Is insolvency and the construction trust a case of the Flying Dutchman, asks Gadens senior associate Scott Higgins.
The establishment of a statutory construction trust to quarantine and guarantee payment to subcontractors in the event of collapse of an upstream contractor is the linchpin of the recommendations made by the independent Inquiry into Construction Industry Insolvency in NSW.
The Inquiry’s findings about the prevalence of long payment cycles to subcontractors and abuses of cash flow in the form of capital leakage were not in any way revelatory, yet insolvency remains endemic in the construction industry. The Inquiry reflected on this ongoing industry malaise and issued a call to action, saying: “If the issues raised are not dealt with after the emphatic and repeated descriptions of the same problem over more than 20 years, the debate will come to starkly resemble the Flying Dutchman, the legendary ghost ship that can never make port, doomed to sail the oceans forever.”
Regretfully, the NSW Government does not appear to share this sense of urgency of purpose. The Government’s decision not to support the statutory construction trust recommendation “at this stage” represents a missed opportunity to develop a working model (addressing relevant industry concerns) to tackle this blight on our construction industry and to provide a more secure payment environment for all construction industry stakeholders.
Insolvency in the construction industry
The Inquiry found that “financial loss associated with insolvency is borne overwhelmingly by unsecured creditors – typically the subcontractor”. Given the scale of construction projects and the large number of subcontractors engaged on any single project, an insolvency of a large head contractor inevitably leaves a trail of devastation in its wake. The “abuses” of cash flow were also found to routinely extend to cash retentions, which were routinely being used for extra-contractual purposes.

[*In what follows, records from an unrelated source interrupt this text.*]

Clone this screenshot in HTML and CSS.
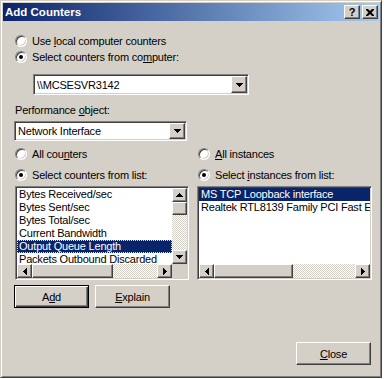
FILE: index.html
```html
<!DOCTYPE html>
<html lang="en">
  <head>
    <meta charset="UTF-8" />
    <title>Add Counters</title>
    <link rel="stylesheet" href="styles.css">
  </head>
  <body>
    <div class="window">
      <!-- Caption -->
      <div class="titlebar">
        <span class="title">Add Counters</span>
        <div class="caption-buttons">
          <button class="cap-btn">?</button>
          <button class="cap-btn">
            <svg width="8" height="7" viewBox="0 0 8 7"><path d="M0 0h2l2 2 2-2h2v1L5.5 3.5 8 6v1H6L4 5 2 7H0V6l2.5-2.5L0 1z" fill="#000"/></svg>
          </button>
        </div>
      </div>

      <div class="content">
        <!-- Computer source -->
        <div class="radio-row"><span class="radio"></span><span>Use <u>l</u>ocal computer counters</span></div>
        <div class="radio-row"><span class="radio checked"></span><span>Select counters from co<u>m</u>puter:</span></div>
        <div class="field combo combo-computer">
          <span class="combo-text">\\MCSESVR3142</span>
          <span class="combo-btn"><svg width="7" height="4" viewBox="0 0 7 4"><path d="M0 0h7v1H6v1H5v1H4v1H3V3H2V2H1V1H0z"/></svg></span>
        </div>

        <!-- Performance object -->
        <div class="label">Performance <u>o</u>bject:</div>
        <div class="field combo combo-object">
          <span class="combo-text">Network Interface</span>
          <span class="combo-btn"><svg width="7" height="4" viewBox="0 0 7 4"><path d="M0 0h7v1H6v1H5v1H4v1H3V3H2V2H1V1H0z"/></svg></span>
        </div>

        <div class="columns">
          <!-- Counters -->
          <div class="col">
            <div class="radio-row"><span class="radio"></span><span>All cou<u>n</u>ters</span></div>
            <div class="radio-row"><span class="radio checked"></span><span>Select counters from list:</span></div>
            <div class="field listbox listbox-counters">
              <div class="items">
                <div class="item">Bytes Received/sec</div>
                <div class="item">Bytes Sent/sec</div>
                <div class="item">Bytes Total/sec</div>
                <div class="item">Current Bandwidth</div>
                <div class="item selected focused">Output Queue Length</div>
                <div class="item">Packets Outbound Discarded</div>
              </div>
              <div class="vscroll">
                <span class="sb-btn"><svg width="7" height="4" viewBox="0 0 7 4"><path d="M3 0h1v1h1v1h1v1h1v1H0V3h1V2h1V1h1z"/></svg></span>
                <span class="sb-thumb"></span>
                <span class="sb-track"></span>
                <span class="sb-btn"><svg width="7" height="4" viewBox="0 0 7 4"><path d="M0 0h7v1H6v1H5v1H4v1H3V3H2V2H1V1H0z"/></svg></span>
              </div>
              <div class="hscroll">
                <span class="sb-btn"><svg width="4" height="7" viewBox="0 0 4 7"><path d="M3 0h1v7H3V6H2V5H1V4H0V3h1V2h1V1h1z"/></svg></span>
                <span class="sb-thumb" style="width: 81px"></span>
                <span class="sb-track"></span>
                <span class="sb-btn"><svg width="4" height="7" viewBox="0 0 4 7"><path d="M0 0h1v1h1v1h1v1h1v1H3v1H2v1H1v1H0z"/></svg></span>
              </div>
              <div class="sb-corner"></div>
            </div>
          </div>

          <!-- Instances -->
          <div class="col">
            <div class="radio-row"><span class="radio"></span><span><u>A</u>ll instances</span></div>
            <div class="radio-row"><span class="radio checked"></span><span>Select <u>i</u>nstances from list:</span></div>
            <div class="field listbox listbox-instances">
              <div class="items">
                <div class="item selected">MS TCP Loopback interface</div>
                <div class="item">Realtek RTL8139 Family PCI Fast Ethernet NIC</div>
              </div>
              <div class="hscroll">
                <span class="sb-btn"><svg width="4" height="7" viewBox="0 0 4 7"><path d="M3 0h1v7H3V6H2V5H1V4H0V3h1V2h1V1h1z"/></svg></span>
                <span class="sb-thumb" style="width: 79px"></span>
                <span class="sb-track"></span>
                <span class="sb-btn"><svg width="4" height="7" viewBox="0 0 4 7"><path d="M0 0h1v1h1v1h1v1h1v1H3v1H2v1H1v1H0z"/></svg></span>
              </div>
            </div>
          </div>
        </div>

        <div class="button-row">
          <button class="btn default">A<u>d</u>d</button>
          <button class="btn"><u>E</u>xplain</button>
        </div>

        <div class="close-row">
          <button class="btn"><u>C</u>lose</button>
        </div>
      </div>
    </div>
  </body>
</html>
```

FILE: styles.css
```css
/* Page */
html,
body {
  margin: 0;
}
body {
  background: #fff;
  font-family: "Liberation Sans", Arial, sans-serif;
  font-size: 11px;
  letter-spacing: -0.2px;
  color: #000;
}
/* Classic window frame */
.window {
  width: 382px;
  height: 378px;
  box-sizing: border-box;
  background: #d4d0c8;
  border: 1px solid;
  border-color: #d4d0c8 #404040 #404040 #d4d0c8;
  box-shadow: inset 1px 1px #fff, inset -1px -1px #808080;
  padding: 2px;
}
.titlebar {
  height: 18px;
  display: flex;
  align-items: center;
  padding-left: 2px;
  background: linear-gradient(to right, #0a246a, #a6caf0);
}
.title {
  flex: 1;
  color: #fff;
  font-weight: bold;
  font-size: 11.5px;
  letter-spacing: 0;
}
.caption-buttons {
  display: flex;
  gap: 2px;
  margin-right: 1px;
}
.cap-btn,
.combo-btn,
.sb-btn,
.sb-thumb,
.btn {
  box-sizing: border-box;
  background: #d4d0c8;
  border: 1px solid;
  border-color: #fff #404040 #404040 #fff;
  box-shadow: inset -1px -1px #808080;
}
.cap-btn {
  width: 16px;
  height: 14px;
  padding: 0;
  display: flex;
  align-items: center;
  justify-content: center;
  font-family: "Liberation Sans", Arial, sans-serif;
  font-weight: bold;
  font-size: 11px;
  line-height: 1;
}
/* Dialog body */
.content {
  padding: 12px 0 0 11px;
}
.radio-row {
  display: flex;
  align-items: center;
  gap: 5px;
  height: 16px;
  padding-left: 1px;
  white-space: nowrap;
}
.radio {
  position: relative;
  flex: none;
  width: 12px;
  height: 12px;
  box-sizing: border-box;
  border-radius: 50%;
  border: 1px solid;
  border-color: #808080 #fff #fff #808080;
  box-shadow: inset 1px 1px #404040, inset -1px -1px #d4d0c8;
  background: #fff;
}
.radio.checked::after {
  content: "";
  position: absolute;
  left: 3px;
  top: 3px;
  width: 4px;
  height: 4px;
  border-radius: 50%;
  background: #000;
}
/* Sunken fields */
.field {
  box-sizing: border-box;
  background: #fff;
  border: 1px solid;
  border-color: #808080 #fff #fff #808080;
  box-shadow: inset 1px 1px #404040, inset -1px -1px #d4d0c8;
  padding: 1px;
}
.combo {
  display: flex;
  align-items: stretch;
}
.combo-text {
  flex: 1;
  display: flex;
  align-items: center;
  padding-left: 2px;
}
.combo-btn {
  width: 16px;
  display: flex;
  align-items: center;
  justify-content: center;
}
.combo-computer {
  width: 216px;
  height: 21px;
  margin: 9px 0 0 19px;
}
.label {
  height: 14px;
  line-height: 14px;
  margin-top: 8px;
  padding-left: 1px;
}
.combo-object {
  width: 173px;
  height: 20px;
  margin-top: 4px;
}
/* Counters / instances columns */
.columns {
  display: grid;
  grid-template-columns: 183px 175px;
  margin-top: 5px;
}
.col .radio-row + .radio-row {
  margin-top: 5px;
}
.listbox {
  height: 94px;
  margin-top: 3px;
  display: grid;
  grid-template-rows: 1fr 14px;
  overflow: hidden;
}
.listbox-counters {
  width: 174px;
  margin-left: 1px;
  grid-template-columns: 1fr 15px;
}
.listbox-instances {
  width: 175px;
  grid-template-columns: 1fr;
}
.items {
  overflow: hidden;
  min-width: 0;
}
.item {
  height: 13px;
  line-height: 13px;
  padding-left: 2px;
  white-space: nowrap;
}
.item.selected {
  background: #0a246a;
  color: #fff;
}
.item.focused {
  outline: 1px dotted #f0e6a0;
  outline-offset: -1px;
}
/* Scroll bars */
.vscroll {
  display: flex;
  flex-direction: column;
}
.vscroll .sb-btn {
  height: 14px;
}
.vscroll .sb-thumb {
  height: 13px;
}
.hscroll {
  display: flex;
  min-width: 0;
}
.sb-btn {
  flex: none;
  width: 15px;
  display: flex;
  align-items: center;
  justify-content: center;
}
.sb-thumb {
  flex: none;
}
.sb-track {
  flex: 1;
  background-color: #fff;
  background-image: repeating-conic-gradient(#d4d0c8 0 25%, #fff 0 50%);
  background-size: 2px 2px;
}
.sb-corner {
  background: #d4d0c8;
}
/* Push buttons */
.btn {
  width: 75px;
  height: 23px;
  padding: 0;
  font-family: inherit;
  font-size: 11px;
  letter-spacing: -0.2px;
  color: #000;
}
.btn.default {
  border-color: #000;
  box-shadow: inset 1px 1px #fff, inset -1px -1px #404040, inset -2px -2px #808080;
}
.button-row {
  display: flex;
  gap: 6px;
  margin-top: 5px;
}
.close-row {
  display: flex;
  justify-content: flex-end;
  padding-right: 8px;
  margin-top: 34px;
}
```
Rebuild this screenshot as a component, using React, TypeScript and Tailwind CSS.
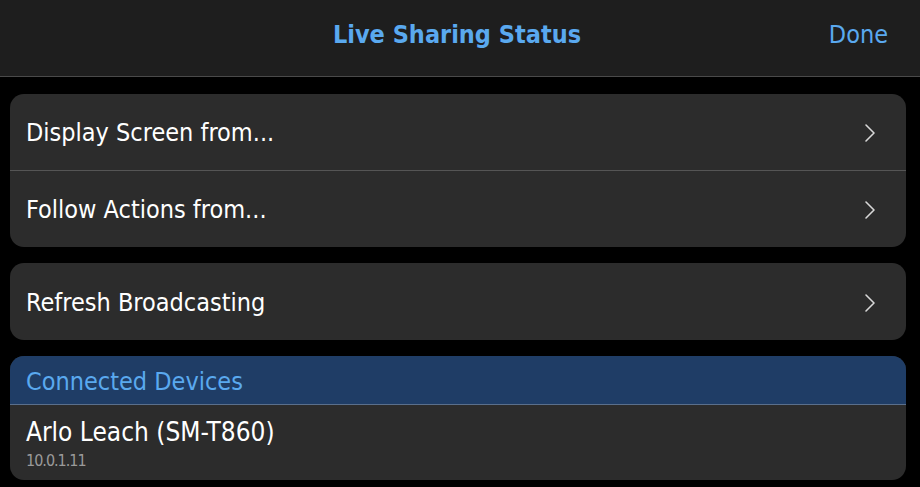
import React from "react";

const font = { fontFamily: '"DejaVu Sans Condensed", "DejaVu Sans", sans-serif' };

function Chevron() {
  return (
    <svg width="12" height="20" viewBox="0 0 12 20" fill="none" className="shrink-0">
      <path d="M2 2 L10 10 L2 18" stroke="#d8d8d8" strokeWidth="1.6" strokeLinecap="round" strokeLinejoin="round" />
    </svg>
  );
}

function Row({ label, divider, h = "h-[76px]" }: { label: string; divider?: boolean; h?: string }) {
  return (
    <div className={`flex ${h} items-center justify-between pl-[16px] pr-[30px] pt-[2px] ${divider ? "border-t border-[#555555]" : ""}`}>
      <span className="text-[25px] text-white">{label}</span>
      <Chevron />
    </div>
  );
}

export default function App() {
  return (
    <div className="h-[487px] w-[920px] overflow-hidden bg-black" style={font}>
      <div className="relative flex h-[77px] items-start justify-center border-b border-[#4a4a4a] bg-[#1e1e1e] pr-[6px] pt-[16px]">
        <span className="text-[25px] font-bold text-[#5aa9ef]">Live Sharing Status</span>
        <span className="absolute right-[32px] top-[16px] text-[25px] text-[#5aa9ef]">Done</span>
      </div>
      <div className="flex flex-col gap-[16px] pl-[10px] pr-[14px] pt-[17px]">
        <div className="overflow-hidden rounded-[14px] bg-[#2c2c2c]">
          <Row label="Display Screen from..." />
          <Row label="Follow Actions from..." divider h="h-[77px]" />
        </div>
        <div className="overflow-hidden rounded-[14px] bg-[#2c2c2c]">
          <Row label="Refresh Broadcasting" h="h-[77px]" />
        </div>
        <div className="overflow-hidden rounded-[14px] bg-[#2c2c2c]">
          <div className="flex h-[49px] items-center border-b border-[#5a6f8c] bg-[#1f3d66] pl-[16px] pt-[4px]">
            <span className="text-[25px] text-[#5aa9ef]">Connected Devices</span>
          </div>
          <div className="flex h-[75px] flex-col justify-center pl-[16px] pt-[4px]">
            <span className="text-[26px] leading-[32px] text-white">Arlo Leach (SM-T860)</span>
            <span className="text-[16px] leading-[26px] tracking-[-1px] text-[#9a9a9a]">10.0.1.11</span>
          </div>
        </div>
      </div>
    </div>
  );
}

The Inquiry found that no other sector trumps the construction sector for the number of debts owed to unsecured creditors in excess of $10 million. In the 2011-12 financial year there were ten companies that owed unsecured creditors more than $10 million each when they collapsed. The knock-on effect is also significant, with many subcontractors unable to pay wages and unable to sustain losses on particular projects where one or more of their debtors collapse, dragging the subcontractors into insolvency along with the head contractor.
This fragility is exacerbated in the current market, where contractors are routinely contracting for projects on extremely low margins.
The statutory construction trust model
Under the statutory construction trust model preferred by the Inquiry (applicable only to projects with a value of at least $1 million), contractors receiving progress payments would be required to hold amounts in respect of work performed by subcontractors on trust for the subcontractor’s benefit. The same principles apply to subcontractors and sub-subcontractors and suppliers down the contractual chain. The recommendations are capable of being effected by a relatively simple legislative amendment to the Security of Payment legislation (SOPA) modelled on legislation in the US.
The trust proposal is remedial in nature. It ensures that the parts of progress payments that are for subcontractor works cannot be used as part of working capital and are not lost or swallowed up as part of the pool of funds available to creditors in the event of insolvency.
A single trust account would be opened by contractors and the requisite bookkeeping would be a matter of simply tracking deposits and withdrawals on a project-by-project basis via the ledger system (in a similar fashion to trust requirements for lawyers and property agents). Subcontractors, as beneficiaries, would have the right to inspect the trust account bank statements.
Progress payments would be deposited into the trust account and the contractor would discharge its trustee obligations by paying undisputed amounts to subcontractors in accordance with its contractual requirements and in the order dictated by date of receipt of subcontractor progress claims (in line with the Inquiry’s recommended ‘prompt payment’ amendments). Only once payment obligations to subcontractors are satisfied can the head contractor pay amounts to its own bank account.
Contractual rights of set-off for the principal and for parties down the contracting chain (e.g. for things like liquidated damages) would remain unaffected and the parties would be free to certify amounts to be paid in payment schedules in the ordinary course. The trustee obligations only attach to the amount due and payable (i.e. the amount certified or scheduled or as determined by an adjudicator if there is a SOPA dispute).
Trustee contractors will still be capable of retaining some of the ‘treasury-like’ role over cash flow to which they have become so accustomed (albeit in a far more restricted sense), by having the benefit of any interest earned on the amounts in trust (including seeking more favourable interest in certain authorised investment vehicles).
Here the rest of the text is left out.